New lease of life planned for an important part of Wandsworth’s history
Published: Friday 16th March 18
A small but historically important piece of open space that plays a prominent role in the story of Wandsworth is set to be given a new lease of life as part of £250,000 council conservation scheme.
The Huguenot burial ground at the top of East Hill, also known as Mount Nod, and home to a number of listed tombs and graves could soon be reopened to the public as a small “pocket” park.
The walled burial ground, which covers just under half an acre, lies at the top of East Hill and was opened towards the end of the 17th Century as a burial ground for Huguenot refugees – people who fled religious persecution in France after embracing the Protestant faith.

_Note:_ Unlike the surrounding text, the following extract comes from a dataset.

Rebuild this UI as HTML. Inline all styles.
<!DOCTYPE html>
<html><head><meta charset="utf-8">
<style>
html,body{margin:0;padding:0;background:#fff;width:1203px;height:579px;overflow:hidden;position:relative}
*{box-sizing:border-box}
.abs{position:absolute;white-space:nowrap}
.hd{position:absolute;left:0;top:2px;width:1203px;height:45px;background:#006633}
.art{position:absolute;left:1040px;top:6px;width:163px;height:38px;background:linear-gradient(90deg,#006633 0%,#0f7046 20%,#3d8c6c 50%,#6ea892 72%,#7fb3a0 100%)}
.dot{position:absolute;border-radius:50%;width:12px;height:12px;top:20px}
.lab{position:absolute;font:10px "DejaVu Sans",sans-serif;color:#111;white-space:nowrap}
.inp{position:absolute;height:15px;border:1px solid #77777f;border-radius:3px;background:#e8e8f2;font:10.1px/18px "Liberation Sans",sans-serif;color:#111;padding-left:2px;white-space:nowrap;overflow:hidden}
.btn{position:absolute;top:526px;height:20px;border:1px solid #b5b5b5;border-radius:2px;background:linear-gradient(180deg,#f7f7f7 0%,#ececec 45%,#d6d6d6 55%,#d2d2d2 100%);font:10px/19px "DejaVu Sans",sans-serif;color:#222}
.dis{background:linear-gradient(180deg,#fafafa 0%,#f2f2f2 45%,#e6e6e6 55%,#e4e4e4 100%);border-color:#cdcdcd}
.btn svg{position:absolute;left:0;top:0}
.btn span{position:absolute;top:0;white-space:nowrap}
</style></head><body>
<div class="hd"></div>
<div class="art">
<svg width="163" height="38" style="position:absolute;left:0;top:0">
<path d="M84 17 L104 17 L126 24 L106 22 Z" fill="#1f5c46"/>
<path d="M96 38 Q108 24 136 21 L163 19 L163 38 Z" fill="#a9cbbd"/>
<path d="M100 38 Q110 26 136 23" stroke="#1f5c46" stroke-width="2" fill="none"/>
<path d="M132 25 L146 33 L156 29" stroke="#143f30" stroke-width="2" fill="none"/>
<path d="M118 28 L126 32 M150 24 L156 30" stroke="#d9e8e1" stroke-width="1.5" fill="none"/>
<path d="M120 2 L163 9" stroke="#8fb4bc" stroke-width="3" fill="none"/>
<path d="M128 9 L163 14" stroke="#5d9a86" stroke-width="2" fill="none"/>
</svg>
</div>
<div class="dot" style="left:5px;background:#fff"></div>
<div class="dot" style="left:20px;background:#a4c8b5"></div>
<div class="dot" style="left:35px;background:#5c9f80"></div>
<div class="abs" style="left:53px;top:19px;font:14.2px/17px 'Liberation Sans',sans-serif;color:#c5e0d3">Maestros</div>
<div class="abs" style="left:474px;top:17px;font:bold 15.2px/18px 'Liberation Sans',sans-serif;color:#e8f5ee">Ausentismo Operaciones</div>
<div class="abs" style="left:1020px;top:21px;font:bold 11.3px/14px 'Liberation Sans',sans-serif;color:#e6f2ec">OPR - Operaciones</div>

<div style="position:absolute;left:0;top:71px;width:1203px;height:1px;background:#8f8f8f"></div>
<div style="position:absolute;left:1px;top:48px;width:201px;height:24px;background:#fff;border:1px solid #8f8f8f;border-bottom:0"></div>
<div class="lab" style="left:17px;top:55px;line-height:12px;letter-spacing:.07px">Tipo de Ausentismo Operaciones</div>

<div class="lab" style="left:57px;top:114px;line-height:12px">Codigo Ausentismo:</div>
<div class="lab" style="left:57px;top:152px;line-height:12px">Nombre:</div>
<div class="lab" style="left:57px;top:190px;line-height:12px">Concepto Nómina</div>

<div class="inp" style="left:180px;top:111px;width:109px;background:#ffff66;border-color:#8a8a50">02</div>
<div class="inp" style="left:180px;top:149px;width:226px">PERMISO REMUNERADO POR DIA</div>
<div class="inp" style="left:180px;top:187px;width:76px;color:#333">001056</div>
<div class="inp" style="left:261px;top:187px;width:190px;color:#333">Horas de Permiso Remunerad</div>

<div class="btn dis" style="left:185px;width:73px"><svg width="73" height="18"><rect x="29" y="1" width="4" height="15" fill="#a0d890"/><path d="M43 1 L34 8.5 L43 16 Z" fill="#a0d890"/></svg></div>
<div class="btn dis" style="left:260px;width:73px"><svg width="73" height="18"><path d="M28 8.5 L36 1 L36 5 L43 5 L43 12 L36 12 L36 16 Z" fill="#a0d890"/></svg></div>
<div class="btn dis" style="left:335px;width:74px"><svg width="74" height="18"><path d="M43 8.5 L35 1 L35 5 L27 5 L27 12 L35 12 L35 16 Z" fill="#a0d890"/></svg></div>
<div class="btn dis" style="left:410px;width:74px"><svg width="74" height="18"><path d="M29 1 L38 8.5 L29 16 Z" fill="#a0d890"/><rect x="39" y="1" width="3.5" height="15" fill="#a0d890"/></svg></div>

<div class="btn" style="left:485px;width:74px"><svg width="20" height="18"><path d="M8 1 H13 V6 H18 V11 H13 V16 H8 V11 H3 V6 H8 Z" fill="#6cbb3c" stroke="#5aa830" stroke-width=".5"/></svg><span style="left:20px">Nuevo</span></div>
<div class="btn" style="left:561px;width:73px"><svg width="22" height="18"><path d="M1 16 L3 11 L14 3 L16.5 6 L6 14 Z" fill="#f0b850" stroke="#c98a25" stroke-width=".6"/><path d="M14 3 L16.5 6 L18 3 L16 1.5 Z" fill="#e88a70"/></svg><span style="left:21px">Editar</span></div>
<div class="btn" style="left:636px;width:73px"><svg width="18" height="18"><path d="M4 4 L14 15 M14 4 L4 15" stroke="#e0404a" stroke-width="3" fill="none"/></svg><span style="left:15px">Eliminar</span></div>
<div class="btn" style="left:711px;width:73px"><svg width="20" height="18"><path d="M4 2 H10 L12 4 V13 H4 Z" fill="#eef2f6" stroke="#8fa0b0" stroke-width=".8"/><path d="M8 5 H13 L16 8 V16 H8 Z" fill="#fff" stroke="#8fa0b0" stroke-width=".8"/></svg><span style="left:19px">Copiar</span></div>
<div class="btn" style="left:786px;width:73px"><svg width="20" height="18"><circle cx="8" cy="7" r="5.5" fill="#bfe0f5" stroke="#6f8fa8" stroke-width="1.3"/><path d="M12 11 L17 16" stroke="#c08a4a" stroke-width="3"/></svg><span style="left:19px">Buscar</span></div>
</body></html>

Many of these refugees from across the Channel settled in Wandsworth, attracted by the cloth and textile mills which lined the banks of the River Wandle - bringing their skills as hat and dress-makers that helped establish 17th and 18th Century Wandsworth as a famed centre of fashion and clothes making.

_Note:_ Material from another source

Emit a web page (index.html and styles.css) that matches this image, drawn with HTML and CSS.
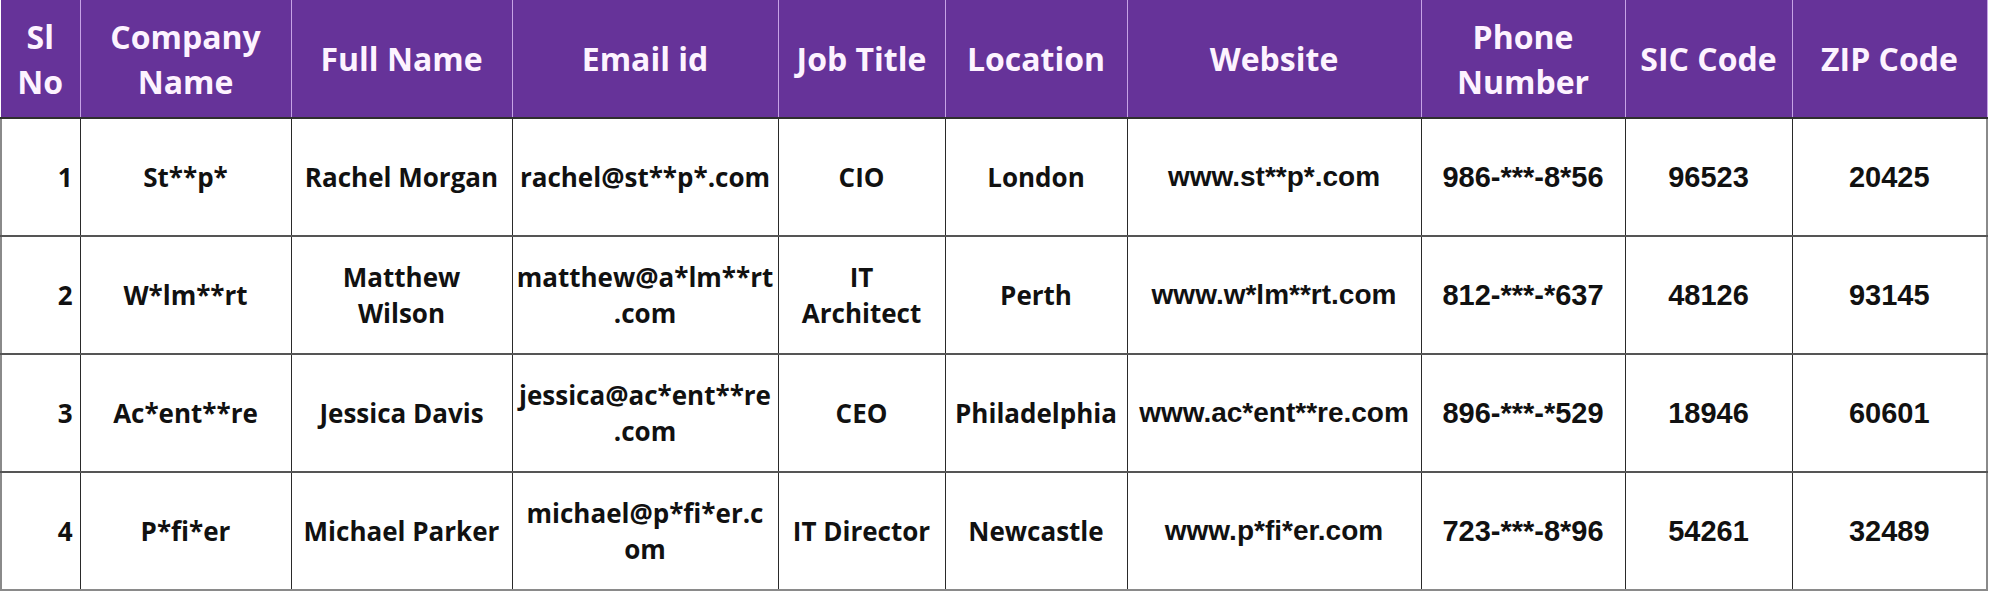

The tears of the Huguenots feature
prominently on the coat of arms
Church services in French were performed at the old Presbyterian Chapel in Wandsworth for over a century after the first Huguenots arrived. Victorian social commentator James Thorne, writing in 1876, stated that “gradually the French element became absorbed in the surrounding population, but Wandsworth was long famous for hat making.”

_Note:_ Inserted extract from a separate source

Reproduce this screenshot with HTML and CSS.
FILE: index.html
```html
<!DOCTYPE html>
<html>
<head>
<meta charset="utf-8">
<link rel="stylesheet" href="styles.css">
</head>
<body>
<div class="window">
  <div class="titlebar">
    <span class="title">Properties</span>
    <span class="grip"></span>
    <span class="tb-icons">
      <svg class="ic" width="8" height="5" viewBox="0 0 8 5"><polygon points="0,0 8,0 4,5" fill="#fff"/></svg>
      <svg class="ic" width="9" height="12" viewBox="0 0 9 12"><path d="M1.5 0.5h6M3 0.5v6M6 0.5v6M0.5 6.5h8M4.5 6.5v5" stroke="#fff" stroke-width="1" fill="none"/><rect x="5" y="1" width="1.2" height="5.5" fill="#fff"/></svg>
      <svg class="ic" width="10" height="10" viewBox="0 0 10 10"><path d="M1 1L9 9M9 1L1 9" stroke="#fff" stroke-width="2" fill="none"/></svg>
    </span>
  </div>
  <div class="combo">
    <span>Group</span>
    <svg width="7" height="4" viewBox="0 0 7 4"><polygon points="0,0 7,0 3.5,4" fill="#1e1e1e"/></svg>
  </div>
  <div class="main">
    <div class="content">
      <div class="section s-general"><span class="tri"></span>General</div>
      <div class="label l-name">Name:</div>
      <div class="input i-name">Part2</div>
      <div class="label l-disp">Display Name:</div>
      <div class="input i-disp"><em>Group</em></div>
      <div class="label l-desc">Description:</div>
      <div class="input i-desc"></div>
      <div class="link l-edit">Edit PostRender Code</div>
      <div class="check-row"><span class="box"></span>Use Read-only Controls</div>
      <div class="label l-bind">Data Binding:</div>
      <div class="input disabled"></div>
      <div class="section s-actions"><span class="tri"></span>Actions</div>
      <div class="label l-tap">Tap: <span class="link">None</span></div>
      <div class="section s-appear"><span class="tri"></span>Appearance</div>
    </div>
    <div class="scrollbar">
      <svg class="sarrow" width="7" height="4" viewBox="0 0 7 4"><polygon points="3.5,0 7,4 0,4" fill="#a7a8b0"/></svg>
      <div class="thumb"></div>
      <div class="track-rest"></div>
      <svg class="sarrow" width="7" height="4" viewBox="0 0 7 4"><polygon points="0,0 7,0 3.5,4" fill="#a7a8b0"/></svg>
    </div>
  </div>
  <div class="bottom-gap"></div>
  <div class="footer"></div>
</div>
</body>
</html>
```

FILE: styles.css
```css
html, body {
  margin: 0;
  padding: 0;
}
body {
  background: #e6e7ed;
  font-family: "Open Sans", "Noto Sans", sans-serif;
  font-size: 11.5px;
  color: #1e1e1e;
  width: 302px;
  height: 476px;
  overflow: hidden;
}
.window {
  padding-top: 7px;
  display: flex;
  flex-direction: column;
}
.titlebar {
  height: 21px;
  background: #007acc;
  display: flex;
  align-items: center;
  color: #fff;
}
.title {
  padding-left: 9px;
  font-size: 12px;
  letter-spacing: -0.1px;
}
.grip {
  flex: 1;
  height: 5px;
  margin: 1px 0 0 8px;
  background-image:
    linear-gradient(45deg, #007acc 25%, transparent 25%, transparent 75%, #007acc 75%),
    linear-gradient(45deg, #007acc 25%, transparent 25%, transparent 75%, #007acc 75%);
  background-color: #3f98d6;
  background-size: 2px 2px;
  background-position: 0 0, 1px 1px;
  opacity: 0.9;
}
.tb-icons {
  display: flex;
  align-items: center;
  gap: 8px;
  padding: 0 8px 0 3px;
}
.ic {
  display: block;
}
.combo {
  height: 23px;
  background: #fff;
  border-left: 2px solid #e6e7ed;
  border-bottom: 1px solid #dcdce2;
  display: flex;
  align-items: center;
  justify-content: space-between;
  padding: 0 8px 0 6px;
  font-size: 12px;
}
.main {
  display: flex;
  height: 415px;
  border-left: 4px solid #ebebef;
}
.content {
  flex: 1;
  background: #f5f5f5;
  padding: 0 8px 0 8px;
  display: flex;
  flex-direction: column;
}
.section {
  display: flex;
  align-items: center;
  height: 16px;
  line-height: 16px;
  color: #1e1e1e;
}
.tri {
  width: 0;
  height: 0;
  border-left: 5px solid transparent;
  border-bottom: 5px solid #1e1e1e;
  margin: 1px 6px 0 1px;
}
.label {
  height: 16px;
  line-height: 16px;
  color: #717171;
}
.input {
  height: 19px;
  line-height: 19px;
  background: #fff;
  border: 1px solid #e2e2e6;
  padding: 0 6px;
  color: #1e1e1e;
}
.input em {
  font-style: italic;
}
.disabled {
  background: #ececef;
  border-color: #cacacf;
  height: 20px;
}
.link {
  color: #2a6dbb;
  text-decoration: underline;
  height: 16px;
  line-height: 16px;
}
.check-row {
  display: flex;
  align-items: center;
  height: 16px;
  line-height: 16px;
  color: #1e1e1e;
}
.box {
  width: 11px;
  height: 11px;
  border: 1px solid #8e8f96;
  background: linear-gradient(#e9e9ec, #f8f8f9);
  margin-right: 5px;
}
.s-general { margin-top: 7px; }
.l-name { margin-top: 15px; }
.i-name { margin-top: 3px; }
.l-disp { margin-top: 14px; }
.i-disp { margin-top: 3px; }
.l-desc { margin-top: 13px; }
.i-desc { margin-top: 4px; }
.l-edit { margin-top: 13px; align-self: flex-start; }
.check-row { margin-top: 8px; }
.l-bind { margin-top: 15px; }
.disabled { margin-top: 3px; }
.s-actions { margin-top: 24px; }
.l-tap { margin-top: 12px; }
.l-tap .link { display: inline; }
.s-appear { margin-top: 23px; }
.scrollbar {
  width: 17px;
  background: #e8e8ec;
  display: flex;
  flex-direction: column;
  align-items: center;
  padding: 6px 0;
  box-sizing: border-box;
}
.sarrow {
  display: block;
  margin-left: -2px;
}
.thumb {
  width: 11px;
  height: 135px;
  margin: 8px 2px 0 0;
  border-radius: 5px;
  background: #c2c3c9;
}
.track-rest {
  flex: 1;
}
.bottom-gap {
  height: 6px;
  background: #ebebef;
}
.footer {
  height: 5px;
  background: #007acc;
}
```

Today’s Wandsworth borough coat of arms features the tears of the Huguenots – representing the tears of joy they shed at finding sanctuary in this part of London.
The burial ground closed in 1854 and today is mainly grass with trees and shrubs around the perimeters. It was recently nominated for local historic park and garden status as part of the council’s consultation on local listing.
It contains a number of historic tombs dating from as far back as 1687 while in 1911 a memorial was erected by the Wandsworth Society in memory of the Huguenots and their contribution to the life of the borough.
For many years it was unclear who legally owned the land, meaning public funds could not be spent on preserving its listed structures, but earlier this month the council was awarded the title deeds and can now carry out work to improve and conserve this historic green space.